Au Pair in America has au pairs arriving to the U.S. from so many different countries. These young women take a leap of faith, trusting that the net will be there. And be there it is! With an excellent field network of community counselors, a dedicated staff in Stamford, CT and host families wanting to support cultural exchange, the young women arrive to open arms and on-going support.
I’ve had the pleasure of recieivng their essays, poems, songs and artwork expressing their views on cultural exchange: what does it mean to them, what have they learned about the U.S. and Americans, how has this experience changed their worldview?
The common threads in these writings can’t be missed. I read over and over how a cultural exchange experience is an opportunity to form your own opinions. Adelina Martinez Lavartiega wrote that she doesn’t want anyone telling her about Americans and their culture; she wants to “live it!” Not only do the au pairs learn from Americans, they learn from each other and their community.
Several au pairs wrote about the diversity in the U.S. “…so many races sharing and living peacefully.”
Pre-conceived notions go out the window as the au pairs have “mind-changing” experiences. Laura Gonzalez from Colombia wrote that “living with Americans helped me open my mind….I can delete the barriers in my mind!” Laura would like to teach people that they’re uneducated impressions of Americans are wrong and then share her impressions that Americans “try to improve the things that people need to live a better life: and how they “like to help themselves. ”

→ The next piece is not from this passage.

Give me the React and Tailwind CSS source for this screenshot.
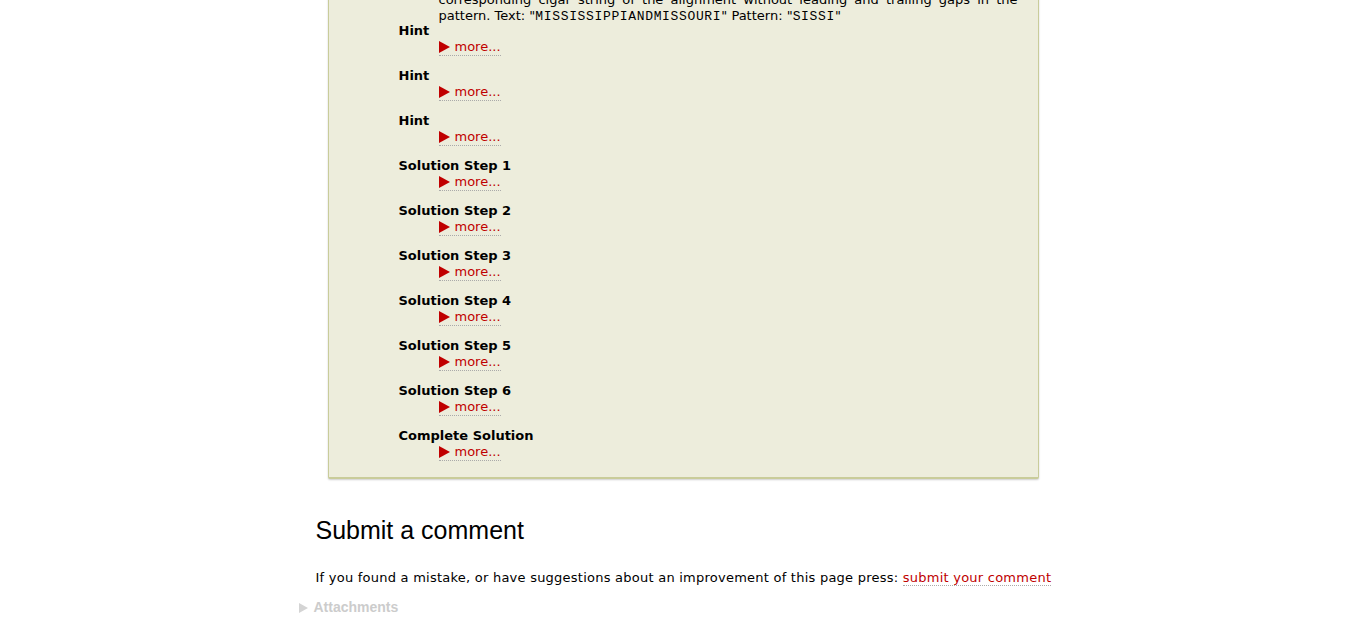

I was surprised to read that so many of the au pairs commented positively on American patriotism. Emma Korpi from Finland expected Americans to exhibit “overly enthusiastic patriotism,” but what she didn’t expect was the twinge of “jealousy” over the way “every American embraces their home country.” When given the opportunity to “share…the singing of the national anthem with thousands of Americans before an NFL game, I felt really emotional by the way all the people were singing together and honoring the country and its ancestors.”
Throughout the essays, there was the belief that the cultural exchange experience broadened the young women’s minds, helped them mature and learn how people in their countries and the U.S. can learn from each other.